Winter often brings mourning, as it carries away the frail and the old.

Psychic Pisces straddles the season of that winter’s grief and the new green shoots of spring.

The sign of Pisces is Babylonian in origin. Enki, the Sumerian god of wisdom, and the alleged true father of mankind, is associated with the planet Neptune, which astrologically rules the sign of Pisces.

To the ancient Greeks, the fish themselves were the goddess Aphrodite and her son, Eros. They were walking by the Euphrates one day when a terrible monster, Typhon, suddenly rose up out of the water to destroy them.

The gods of Olympus were no match for this particular very ancient monster, a son of Gaia, or Earth herself. He was as tall as the heavens and his eyes shot flames. Instead of fingers, he had 100 dragon’s heads sprouting from his hands.

None of the Olympians had the power to destroy the ghastly Typhon, or confront him, not alone, and he tried to kill them every chance he got. For a time, all they could do was flee, often by transforming themselves into animals, and Aphrodite and Eros, in this case, transformed themselves into fish and swam away.

Another version of the story says they dived into the river, and were rescued by two friendly fish that carried them to safety, and were later placed in the sky, their tails intertwined, to commemorate the day when Eros (Love) and Aphrodite (Beauty) were saved from a hideous fate.

Ultimately, Zeus managed to imprison the terrible Typhon beneath Mount Etna…and he is still very much alive down there to this day.

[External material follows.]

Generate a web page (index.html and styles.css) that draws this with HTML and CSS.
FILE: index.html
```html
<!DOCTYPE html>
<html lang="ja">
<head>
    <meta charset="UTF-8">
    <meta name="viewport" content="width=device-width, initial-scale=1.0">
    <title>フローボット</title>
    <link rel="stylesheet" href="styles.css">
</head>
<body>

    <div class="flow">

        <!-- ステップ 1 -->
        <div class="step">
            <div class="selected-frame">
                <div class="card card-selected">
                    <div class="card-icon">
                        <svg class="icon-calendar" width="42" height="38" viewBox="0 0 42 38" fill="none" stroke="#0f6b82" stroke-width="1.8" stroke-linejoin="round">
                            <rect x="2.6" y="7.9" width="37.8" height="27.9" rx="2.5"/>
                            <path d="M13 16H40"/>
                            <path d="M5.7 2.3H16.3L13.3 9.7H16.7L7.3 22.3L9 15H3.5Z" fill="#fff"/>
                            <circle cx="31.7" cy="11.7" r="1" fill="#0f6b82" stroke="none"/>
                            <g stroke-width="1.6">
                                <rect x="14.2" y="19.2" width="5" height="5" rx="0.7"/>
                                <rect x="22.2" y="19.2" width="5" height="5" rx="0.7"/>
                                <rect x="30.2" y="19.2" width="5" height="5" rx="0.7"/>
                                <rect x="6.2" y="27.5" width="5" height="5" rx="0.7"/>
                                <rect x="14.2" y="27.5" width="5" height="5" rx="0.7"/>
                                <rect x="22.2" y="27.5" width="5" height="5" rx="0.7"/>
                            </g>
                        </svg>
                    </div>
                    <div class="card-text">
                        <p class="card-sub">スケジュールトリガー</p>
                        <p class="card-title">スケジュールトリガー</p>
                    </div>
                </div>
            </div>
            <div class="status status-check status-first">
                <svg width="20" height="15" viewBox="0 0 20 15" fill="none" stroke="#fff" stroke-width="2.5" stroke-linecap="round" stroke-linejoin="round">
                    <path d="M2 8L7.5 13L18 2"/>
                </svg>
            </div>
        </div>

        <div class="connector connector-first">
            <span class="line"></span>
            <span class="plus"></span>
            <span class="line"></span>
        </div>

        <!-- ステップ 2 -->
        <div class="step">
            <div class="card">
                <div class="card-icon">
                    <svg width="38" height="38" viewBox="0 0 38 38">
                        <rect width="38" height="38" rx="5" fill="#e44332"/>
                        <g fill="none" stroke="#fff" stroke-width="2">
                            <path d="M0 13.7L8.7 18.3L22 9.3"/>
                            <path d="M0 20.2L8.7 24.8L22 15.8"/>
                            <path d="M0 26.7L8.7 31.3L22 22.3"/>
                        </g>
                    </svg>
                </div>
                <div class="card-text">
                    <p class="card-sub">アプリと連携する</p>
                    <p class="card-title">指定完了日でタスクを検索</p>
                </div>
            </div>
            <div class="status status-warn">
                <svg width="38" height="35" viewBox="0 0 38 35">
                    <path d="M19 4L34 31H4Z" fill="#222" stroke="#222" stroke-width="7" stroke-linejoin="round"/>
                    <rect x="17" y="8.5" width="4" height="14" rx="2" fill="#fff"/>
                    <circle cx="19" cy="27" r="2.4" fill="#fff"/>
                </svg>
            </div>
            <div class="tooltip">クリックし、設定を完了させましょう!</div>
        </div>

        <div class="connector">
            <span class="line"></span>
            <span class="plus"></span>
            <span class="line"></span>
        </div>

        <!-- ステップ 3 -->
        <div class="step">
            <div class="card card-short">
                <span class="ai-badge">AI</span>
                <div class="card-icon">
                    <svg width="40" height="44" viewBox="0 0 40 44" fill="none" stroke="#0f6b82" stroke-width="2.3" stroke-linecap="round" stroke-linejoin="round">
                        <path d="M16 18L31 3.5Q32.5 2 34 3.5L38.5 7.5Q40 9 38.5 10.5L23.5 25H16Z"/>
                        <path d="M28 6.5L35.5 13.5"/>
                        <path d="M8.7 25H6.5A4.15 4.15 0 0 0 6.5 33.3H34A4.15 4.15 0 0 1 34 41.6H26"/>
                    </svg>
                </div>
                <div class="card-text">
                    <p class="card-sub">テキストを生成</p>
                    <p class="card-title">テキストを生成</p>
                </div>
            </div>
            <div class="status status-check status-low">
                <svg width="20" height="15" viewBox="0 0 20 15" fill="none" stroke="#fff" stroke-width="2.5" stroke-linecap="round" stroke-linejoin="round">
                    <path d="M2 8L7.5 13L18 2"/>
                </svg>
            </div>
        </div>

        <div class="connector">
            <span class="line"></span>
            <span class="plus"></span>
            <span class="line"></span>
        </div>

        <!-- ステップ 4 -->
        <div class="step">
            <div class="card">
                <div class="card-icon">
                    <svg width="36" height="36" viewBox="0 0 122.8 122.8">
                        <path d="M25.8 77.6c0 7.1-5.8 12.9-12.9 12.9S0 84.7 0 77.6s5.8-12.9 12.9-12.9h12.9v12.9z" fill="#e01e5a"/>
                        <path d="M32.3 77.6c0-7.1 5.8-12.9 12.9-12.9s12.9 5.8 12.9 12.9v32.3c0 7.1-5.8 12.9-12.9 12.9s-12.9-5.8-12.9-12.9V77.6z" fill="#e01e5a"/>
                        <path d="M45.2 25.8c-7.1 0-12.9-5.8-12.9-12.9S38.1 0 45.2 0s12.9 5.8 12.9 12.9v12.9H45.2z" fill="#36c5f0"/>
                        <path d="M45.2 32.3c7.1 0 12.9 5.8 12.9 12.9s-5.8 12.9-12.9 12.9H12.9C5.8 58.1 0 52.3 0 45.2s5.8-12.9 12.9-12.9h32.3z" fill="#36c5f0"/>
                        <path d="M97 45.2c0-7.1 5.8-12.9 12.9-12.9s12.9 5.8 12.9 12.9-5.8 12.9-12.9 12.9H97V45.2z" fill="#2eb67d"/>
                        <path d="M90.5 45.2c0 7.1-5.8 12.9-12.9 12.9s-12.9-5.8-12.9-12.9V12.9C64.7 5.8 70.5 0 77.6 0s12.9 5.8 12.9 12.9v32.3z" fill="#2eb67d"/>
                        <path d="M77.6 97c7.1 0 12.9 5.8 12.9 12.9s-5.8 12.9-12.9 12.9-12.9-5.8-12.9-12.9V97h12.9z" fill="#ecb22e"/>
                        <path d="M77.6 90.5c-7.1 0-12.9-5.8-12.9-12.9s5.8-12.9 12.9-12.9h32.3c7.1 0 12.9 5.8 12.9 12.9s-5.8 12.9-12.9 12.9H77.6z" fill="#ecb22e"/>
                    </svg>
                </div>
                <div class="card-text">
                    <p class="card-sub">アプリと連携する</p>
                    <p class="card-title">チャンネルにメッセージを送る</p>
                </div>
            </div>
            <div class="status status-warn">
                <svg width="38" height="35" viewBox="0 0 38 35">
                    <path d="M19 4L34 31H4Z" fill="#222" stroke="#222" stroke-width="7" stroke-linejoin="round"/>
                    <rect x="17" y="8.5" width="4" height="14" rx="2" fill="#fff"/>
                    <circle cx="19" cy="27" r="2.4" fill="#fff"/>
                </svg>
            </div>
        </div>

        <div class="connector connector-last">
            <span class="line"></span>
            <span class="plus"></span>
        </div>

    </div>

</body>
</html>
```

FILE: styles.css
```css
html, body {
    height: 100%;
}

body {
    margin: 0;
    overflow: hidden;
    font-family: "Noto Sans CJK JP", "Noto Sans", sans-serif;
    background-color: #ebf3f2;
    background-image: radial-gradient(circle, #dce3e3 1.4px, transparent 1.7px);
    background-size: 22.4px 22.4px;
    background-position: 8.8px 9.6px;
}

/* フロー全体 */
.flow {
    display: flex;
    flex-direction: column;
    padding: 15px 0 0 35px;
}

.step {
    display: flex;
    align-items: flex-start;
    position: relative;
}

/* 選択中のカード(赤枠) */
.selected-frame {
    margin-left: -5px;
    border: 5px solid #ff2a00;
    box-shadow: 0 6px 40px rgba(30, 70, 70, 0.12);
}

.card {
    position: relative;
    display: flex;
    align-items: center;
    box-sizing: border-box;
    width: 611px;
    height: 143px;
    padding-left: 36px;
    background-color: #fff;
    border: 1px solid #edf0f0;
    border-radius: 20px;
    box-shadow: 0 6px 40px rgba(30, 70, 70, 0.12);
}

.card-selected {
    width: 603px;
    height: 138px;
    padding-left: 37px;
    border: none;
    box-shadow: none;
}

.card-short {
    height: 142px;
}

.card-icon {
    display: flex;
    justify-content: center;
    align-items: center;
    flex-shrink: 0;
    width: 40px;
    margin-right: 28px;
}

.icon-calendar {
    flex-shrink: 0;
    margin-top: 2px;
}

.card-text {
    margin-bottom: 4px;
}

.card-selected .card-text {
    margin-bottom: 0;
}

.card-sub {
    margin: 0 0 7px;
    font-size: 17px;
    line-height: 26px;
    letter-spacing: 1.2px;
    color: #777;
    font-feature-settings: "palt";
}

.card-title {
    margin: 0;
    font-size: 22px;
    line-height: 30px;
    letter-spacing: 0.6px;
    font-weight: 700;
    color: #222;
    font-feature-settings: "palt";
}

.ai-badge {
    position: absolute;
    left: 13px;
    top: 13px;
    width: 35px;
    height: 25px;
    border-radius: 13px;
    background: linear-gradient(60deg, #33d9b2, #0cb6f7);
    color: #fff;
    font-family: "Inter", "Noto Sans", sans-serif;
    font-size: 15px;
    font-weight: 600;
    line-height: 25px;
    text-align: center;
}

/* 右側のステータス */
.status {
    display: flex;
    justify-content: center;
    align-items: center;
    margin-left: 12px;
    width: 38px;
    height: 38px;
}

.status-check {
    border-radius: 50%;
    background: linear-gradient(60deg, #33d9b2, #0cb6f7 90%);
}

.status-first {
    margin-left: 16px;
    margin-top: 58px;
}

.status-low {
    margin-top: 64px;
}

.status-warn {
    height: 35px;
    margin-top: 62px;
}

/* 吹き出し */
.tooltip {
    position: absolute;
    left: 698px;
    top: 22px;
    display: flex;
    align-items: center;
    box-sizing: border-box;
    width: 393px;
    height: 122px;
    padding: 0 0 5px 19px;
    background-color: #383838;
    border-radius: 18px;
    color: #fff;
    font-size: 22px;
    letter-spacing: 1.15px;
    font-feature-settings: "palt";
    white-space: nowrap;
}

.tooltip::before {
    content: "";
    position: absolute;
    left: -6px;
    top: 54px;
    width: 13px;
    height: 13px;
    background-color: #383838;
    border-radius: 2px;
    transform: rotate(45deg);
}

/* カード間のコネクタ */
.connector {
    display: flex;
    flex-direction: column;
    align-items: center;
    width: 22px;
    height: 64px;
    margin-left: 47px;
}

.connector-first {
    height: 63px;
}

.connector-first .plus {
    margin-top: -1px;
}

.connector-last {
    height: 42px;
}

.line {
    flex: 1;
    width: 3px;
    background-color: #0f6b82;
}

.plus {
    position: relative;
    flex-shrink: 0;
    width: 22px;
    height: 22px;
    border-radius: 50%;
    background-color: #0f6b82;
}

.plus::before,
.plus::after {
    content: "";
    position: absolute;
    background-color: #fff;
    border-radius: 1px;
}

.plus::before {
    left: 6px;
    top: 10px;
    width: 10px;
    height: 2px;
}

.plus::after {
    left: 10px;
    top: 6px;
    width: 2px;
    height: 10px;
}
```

The Astrological Personality

There is no such thing in reality as THE Pisces personality and the same goes for all the zodiac sun signs. Your sun sign is an archetype, a keynote but of course it is not and never could be the whole story.

Pisces combines imagination with determination, charm with depth, and at times there is a certain passivity, even inertia, which may actually serve them very well at times, but may in some cases degenerate into a trap or a kind of darkness involving depression, alcohol or other substance misuse.

These individuals are talented, natural artists or musicians. They are famously loyal once committed, compassionate and sensitive.

Pisces has steel. This doesn’t get mentioned much, hardly ever, if at all, but Pisces has a quiet steel. They may tire, but they endure, and try taking them on, they may not say much, but watch their face harden, and, should you cross the line once too often, again, they may not say much, but you are gone.

Their instincts are kindly, and they have a soft spot for the underdog. Where they demonstrate a lack of proper consideration for others, or undue stubbornness, it is not due to any lack of goodwill, but because they are not paying attention, too focused on their inner preoccupations.

Pisces Public Domain.jpg

Pisces needs variety, and structure must allow them room for a degree of autonomy. Many police officers, arbitrators and judges are born under Pisces, as well as artists and musicians. Administrative work, although Pisces can do it, is really not their sort of thing by and large.

Pisces can make excellent and approachable leaders of small teams, loyal to their staff. They will take on injustice, take on those superior in status, but Pisces, unlike, say Aquarius, confines their remit to action on an individual basis. Pisces are not temperamentally disposed to mount group actions, campaigns or crusades unless perhaps, they are early Pisces, born on the Aquarius cusp, but the later subjects of this sign, born close to the Aries cusp, are very much the ‘doers’ of Pisces.

Pisces is brave but their physical energy must be guarded. It can be erratic, and once depleted, is not always easily restored. If they are prone to headaches at the back of the head, there may be related bladder infections or other hidden issues. Pisces needs longer to recuperate from illnesses than some other signs. It needs plenty of rest, music and relaxation time near to rivers, ponds and sea.

Weaknesses – Depending on their other planetary placements, Pisces may be prone to falling prey to either wishful thinking, or gloom or unhealthy lifestyle habits, especially when struggling to recover and regroup from setbacks. Lacking a clear sense of purpose or direction, Pisces can drift loose from their cord, becoming detached and living too much in their own imaginary world.